▶ Code that builds pages
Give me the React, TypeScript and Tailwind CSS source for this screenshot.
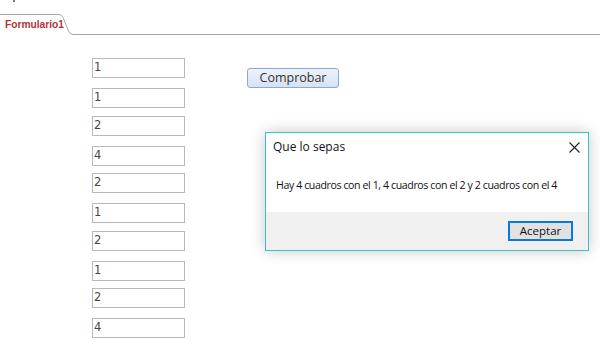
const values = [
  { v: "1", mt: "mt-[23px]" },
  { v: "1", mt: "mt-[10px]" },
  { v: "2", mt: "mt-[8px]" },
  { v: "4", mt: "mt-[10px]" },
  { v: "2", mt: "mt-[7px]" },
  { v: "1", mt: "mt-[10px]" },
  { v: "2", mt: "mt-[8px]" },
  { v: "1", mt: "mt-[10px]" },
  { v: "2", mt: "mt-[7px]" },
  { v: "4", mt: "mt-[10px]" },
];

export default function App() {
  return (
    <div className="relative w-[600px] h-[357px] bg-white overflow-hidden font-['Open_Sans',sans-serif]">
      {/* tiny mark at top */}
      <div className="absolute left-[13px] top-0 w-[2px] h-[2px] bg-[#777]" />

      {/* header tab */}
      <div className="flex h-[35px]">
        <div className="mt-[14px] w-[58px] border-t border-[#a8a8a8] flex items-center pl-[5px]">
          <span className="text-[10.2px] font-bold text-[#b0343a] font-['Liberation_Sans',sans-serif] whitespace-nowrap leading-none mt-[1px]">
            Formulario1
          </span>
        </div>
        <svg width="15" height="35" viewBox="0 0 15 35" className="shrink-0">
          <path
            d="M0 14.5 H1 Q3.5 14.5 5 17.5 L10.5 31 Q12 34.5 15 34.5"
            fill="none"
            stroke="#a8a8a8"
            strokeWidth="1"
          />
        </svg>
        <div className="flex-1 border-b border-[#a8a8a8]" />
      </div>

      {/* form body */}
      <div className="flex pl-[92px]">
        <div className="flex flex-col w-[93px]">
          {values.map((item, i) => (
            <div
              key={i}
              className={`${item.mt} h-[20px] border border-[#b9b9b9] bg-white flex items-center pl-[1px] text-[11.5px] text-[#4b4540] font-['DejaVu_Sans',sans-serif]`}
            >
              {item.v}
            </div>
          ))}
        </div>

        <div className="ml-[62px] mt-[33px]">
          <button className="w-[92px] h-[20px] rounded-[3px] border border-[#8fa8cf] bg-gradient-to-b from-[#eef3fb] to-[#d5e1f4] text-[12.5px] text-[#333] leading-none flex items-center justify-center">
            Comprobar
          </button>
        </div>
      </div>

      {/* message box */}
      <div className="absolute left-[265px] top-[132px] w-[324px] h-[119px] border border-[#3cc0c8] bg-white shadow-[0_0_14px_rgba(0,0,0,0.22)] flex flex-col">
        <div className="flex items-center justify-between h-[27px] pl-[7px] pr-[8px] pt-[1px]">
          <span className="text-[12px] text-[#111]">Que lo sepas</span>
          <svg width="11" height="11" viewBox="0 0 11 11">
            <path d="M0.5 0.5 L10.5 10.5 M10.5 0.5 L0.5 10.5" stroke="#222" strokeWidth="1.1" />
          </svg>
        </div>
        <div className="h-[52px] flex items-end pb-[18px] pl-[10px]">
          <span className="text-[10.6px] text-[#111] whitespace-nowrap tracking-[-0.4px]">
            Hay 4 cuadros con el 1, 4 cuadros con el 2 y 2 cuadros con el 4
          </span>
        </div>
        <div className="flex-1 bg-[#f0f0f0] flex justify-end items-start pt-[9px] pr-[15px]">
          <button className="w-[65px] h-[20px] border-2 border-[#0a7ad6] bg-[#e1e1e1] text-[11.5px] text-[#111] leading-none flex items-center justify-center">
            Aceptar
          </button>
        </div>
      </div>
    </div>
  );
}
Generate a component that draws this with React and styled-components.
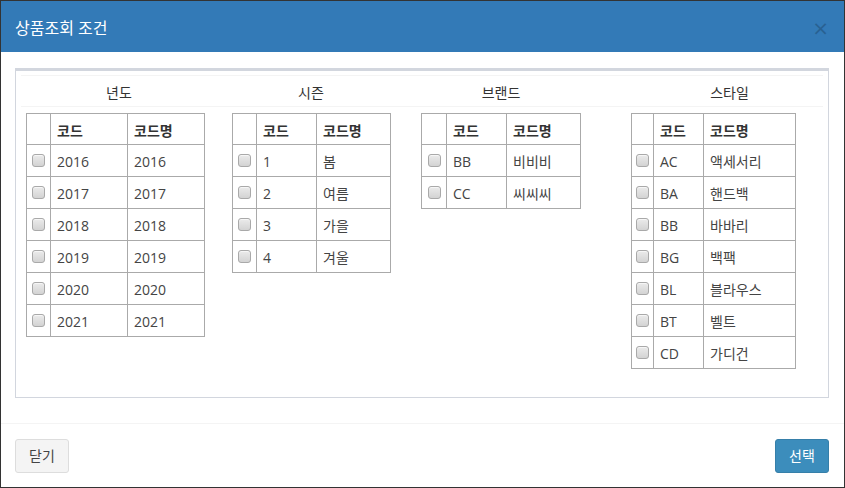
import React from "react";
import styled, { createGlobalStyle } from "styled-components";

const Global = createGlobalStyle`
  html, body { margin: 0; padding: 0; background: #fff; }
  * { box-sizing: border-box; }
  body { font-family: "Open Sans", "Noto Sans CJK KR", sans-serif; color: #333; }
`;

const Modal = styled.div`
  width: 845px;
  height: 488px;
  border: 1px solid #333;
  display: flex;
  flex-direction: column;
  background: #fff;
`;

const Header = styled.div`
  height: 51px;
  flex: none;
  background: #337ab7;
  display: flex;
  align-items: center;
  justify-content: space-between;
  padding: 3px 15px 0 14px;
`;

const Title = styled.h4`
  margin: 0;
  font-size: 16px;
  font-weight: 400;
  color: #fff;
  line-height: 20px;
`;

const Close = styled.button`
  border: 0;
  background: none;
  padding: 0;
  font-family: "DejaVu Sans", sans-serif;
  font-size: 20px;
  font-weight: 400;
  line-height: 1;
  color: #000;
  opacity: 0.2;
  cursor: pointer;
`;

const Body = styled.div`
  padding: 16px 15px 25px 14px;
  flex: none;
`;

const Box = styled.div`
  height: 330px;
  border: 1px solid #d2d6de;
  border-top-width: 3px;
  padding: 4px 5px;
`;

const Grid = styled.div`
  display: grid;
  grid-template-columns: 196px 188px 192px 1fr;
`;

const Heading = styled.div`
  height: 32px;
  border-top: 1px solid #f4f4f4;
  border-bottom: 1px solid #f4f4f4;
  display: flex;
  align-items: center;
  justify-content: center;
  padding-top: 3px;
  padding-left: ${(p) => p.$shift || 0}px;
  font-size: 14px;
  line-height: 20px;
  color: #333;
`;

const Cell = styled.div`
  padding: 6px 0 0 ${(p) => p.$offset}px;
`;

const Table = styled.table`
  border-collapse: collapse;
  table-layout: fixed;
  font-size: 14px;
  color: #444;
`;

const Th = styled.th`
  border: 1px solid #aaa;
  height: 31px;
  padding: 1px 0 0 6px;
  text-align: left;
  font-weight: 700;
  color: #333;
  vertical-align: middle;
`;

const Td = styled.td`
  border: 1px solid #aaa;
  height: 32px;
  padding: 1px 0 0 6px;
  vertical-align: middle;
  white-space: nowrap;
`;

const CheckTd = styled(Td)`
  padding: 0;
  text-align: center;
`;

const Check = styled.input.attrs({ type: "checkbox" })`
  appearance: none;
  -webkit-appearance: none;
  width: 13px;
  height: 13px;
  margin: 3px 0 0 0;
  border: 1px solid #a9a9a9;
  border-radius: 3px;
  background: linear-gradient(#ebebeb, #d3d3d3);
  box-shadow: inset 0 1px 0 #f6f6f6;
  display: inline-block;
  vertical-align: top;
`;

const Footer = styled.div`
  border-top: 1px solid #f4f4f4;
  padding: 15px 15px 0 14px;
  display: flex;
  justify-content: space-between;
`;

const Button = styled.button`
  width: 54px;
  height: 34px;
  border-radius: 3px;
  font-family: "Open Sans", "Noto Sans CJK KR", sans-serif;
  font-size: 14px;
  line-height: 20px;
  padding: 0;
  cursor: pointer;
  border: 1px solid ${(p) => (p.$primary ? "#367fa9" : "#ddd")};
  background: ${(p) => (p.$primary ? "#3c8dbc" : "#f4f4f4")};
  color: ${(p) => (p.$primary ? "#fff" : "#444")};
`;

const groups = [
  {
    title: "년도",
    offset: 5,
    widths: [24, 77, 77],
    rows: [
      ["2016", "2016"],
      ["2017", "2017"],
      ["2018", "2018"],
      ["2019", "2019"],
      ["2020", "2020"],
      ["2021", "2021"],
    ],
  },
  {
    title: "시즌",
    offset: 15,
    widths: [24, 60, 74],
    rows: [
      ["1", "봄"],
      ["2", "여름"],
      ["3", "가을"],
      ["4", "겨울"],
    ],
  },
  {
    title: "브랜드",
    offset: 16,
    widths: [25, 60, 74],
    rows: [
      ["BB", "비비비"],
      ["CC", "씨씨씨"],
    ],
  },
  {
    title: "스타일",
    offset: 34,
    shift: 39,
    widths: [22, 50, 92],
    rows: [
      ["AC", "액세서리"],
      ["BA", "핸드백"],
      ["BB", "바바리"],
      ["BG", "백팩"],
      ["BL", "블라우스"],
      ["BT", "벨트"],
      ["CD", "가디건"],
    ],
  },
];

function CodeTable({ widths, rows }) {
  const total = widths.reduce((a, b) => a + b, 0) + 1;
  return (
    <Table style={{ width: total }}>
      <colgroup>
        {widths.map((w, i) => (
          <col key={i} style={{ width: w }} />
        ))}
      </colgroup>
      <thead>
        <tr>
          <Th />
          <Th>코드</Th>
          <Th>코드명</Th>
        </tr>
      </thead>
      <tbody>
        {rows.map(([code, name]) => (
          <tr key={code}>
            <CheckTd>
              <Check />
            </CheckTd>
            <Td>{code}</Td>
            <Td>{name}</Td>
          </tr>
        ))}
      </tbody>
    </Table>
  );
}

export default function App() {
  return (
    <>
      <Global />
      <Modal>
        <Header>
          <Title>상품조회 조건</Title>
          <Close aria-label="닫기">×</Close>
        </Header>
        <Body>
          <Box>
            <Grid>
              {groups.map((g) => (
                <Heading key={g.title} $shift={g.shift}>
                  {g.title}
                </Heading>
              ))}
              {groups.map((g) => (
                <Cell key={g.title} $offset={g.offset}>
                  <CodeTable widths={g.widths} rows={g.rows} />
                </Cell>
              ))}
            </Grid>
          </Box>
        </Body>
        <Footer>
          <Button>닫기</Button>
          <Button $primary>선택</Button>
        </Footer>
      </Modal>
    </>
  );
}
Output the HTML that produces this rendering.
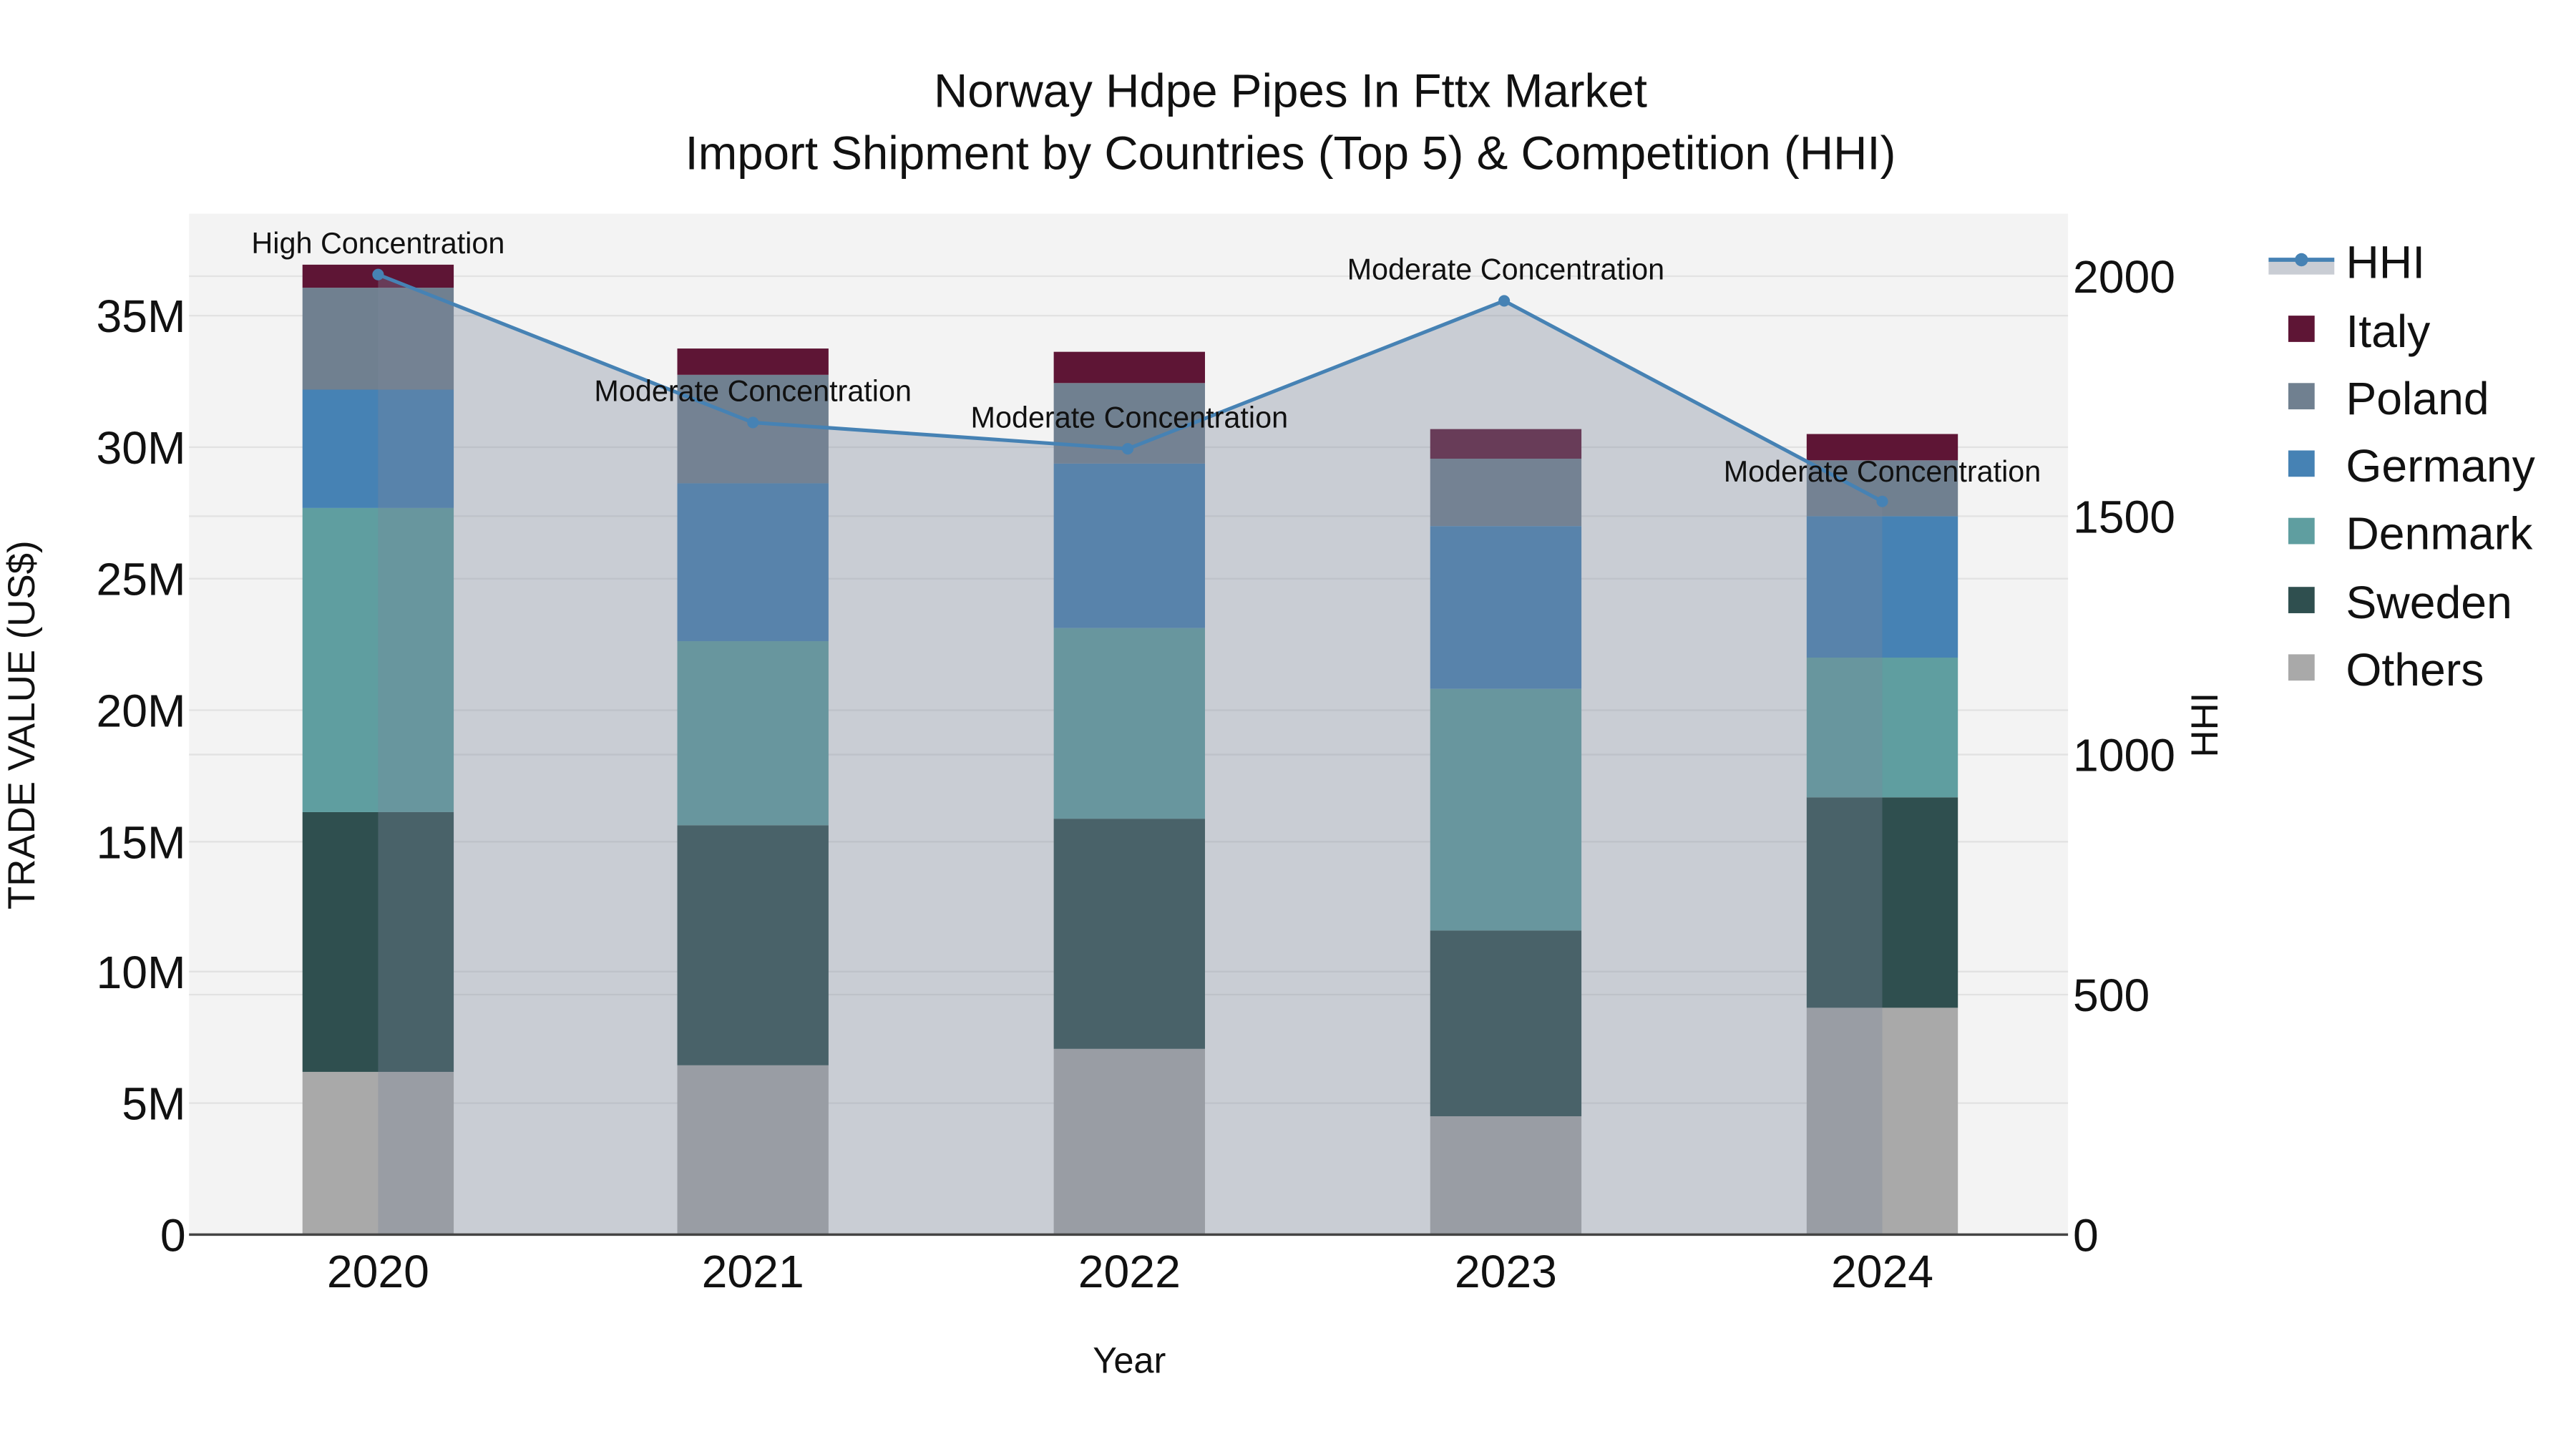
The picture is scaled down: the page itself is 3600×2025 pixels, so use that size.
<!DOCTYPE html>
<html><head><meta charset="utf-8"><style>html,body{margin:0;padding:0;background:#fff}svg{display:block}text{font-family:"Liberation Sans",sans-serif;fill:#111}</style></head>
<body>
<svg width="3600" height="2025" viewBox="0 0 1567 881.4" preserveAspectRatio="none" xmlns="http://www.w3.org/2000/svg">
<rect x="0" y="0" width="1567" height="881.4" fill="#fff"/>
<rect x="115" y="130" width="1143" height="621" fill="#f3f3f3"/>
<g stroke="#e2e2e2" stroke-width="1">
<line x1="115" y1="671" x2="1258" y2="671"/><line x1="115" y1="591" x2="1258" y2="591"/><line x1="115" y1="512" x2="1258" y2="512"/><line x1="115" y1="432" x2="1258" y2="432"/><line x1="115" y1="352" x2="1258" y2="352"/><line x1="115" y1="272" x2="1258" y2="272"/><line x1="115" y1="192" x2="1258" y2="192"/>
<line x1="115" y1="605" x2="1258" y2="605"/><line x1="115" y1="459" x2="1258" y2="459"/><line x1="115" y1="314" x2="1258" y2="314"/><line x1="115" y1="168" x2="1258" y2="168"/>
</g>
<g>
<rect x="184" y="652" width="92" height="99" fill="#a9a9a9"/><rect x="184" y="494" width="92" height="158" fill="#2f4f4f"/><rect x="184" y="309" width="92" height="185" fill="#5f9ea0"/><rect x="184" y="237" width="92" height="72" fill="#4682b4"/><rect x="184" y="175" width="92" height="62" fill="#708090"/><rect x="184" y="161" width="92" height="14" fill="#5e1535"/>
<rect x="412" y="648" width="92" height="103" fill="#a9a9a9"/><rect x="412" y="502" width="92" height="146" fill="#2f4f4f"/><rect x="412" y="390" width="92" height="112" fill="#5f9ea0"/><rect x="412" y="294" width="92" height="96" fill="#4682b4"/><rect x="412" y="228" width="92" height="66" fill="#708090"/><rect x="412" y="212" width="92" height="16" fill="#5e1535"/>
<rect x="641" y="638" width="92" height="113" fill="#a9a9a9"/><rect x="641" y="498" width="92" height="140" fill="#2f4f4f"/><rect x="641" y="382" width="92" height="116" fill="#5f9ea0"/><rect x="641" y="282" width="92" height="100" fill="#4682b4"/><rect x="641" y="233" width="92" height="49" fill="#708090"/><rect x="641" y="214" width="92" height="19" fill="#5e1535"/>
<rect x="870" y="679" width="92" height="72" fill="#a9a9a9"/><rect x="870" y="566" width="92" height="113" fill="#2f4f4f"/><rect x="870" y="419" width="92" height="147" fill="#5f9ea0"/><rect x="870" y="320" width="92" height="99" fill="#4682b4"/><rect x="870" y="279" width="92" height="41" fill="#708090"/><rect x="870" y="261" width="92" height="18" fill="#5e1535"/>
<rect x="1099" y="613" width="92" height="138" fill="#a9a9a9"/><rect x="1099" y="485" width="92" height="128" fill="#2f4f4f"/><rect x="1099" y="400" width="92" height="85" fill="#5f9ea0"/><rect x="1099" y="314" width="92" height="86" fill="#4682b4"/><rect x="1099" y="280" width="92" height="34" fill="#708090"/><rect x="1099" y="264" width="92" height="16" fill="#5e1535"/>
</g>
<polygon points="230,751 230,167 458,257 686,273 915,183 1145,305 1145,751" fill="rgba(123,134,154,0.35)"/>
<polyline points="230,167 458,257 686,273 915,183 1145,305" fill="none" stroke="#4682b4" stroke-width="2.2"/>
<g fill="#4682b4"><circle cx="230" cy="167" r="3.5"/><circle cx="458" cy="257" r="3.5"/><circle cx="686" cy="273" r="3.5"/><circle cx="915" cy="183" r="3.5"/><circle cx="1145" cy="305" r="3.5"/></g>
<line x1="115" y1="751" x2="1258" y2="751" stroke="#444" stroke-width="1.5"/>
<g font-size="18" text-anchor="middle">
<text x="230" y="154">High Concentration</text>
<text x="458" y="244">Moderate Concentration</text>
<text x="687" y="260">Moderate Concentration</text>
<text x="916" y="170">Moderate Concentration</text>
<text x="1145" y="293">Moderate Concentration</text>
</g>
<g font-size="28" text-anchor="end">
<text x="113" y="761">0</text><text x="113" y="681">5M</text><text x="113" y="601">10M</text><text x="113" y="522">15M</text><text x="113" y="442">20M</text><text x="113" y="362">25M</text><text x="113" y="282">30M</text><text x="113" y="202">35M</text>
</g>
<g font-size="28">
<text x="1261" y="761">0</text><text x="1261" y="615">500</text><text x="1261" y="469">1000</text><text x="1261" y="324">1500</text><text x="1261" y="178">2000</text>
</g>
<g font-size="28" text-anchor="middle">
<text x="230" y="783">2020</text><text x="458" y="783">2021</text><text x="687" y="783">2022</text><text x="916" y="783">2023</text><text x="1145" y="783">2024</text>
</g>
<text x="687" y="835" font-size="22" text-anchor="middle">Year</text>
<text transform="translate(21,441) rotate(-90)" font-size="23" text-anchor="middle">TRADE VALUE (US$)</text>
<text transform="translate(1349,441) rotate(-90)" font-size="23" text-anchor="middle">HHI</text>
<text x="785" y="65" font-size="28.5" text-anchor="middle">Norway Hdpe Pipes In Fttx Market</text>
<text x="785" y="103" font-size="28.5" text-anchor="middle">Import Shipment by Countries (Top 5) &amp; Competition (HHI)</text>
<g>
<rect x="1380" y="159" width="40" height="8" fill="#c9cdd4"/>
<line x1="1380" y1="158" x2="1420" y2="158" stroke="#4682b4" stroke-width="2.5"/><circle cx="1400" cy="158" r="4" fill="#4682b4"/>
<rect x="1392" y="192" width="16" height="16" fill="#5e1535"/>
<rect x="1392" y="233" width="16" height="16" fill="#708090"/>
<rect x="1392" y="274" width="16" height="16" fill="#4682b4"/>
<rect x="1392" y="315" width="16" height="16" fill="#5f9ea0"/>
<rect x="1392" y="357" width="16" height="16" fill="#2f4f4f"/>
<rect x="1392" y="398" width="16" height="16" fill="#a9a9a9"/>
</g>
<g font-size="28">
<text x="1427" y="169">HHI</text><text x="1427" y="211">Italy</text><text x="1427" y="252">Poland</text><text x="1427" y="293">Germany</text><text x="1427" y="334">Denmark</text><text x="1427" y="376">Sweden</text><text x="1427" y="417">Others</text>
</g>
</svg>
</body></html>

▶ What is required
Write out exactly the opening lines of the data, stopping after the line that holds "left-[13px] top-0 w-[2px]". Exclude pictures.

▶ Task result
Give me the React, TypeScript and Tailwind CSS source for this screenshot.
const values = [
  { v: "1", mt: "mt-[23px]" },
  { v: "1", mt: "mt-[10px]" },
  { v: "2", mt: "mt-[8px]" },
  { v: "4", mt: "mt-[10px]" },
  { v: "2", mt: "mt-[7px]" },
  { v: "1", mt: "mt-[10px]" },
  { v: "2", mt: "mt-[8px]" },
  { v: "1", mt: "mt-[10px]" },
  { v: "2", mt: "mt-[7px]" },
  { v: "4", mt: "mt-[10px]" },
];

export default function App() {
  return (
    <div className="relative w-[600px] h-[357px] bg-white overflow-hidden font-['Open_Sans',sans-serif]">
      {/* tiny mark at top */}
      <div className="absolute left-[13px] top-0 w-[2px] h-[2px] bg-[#777]" />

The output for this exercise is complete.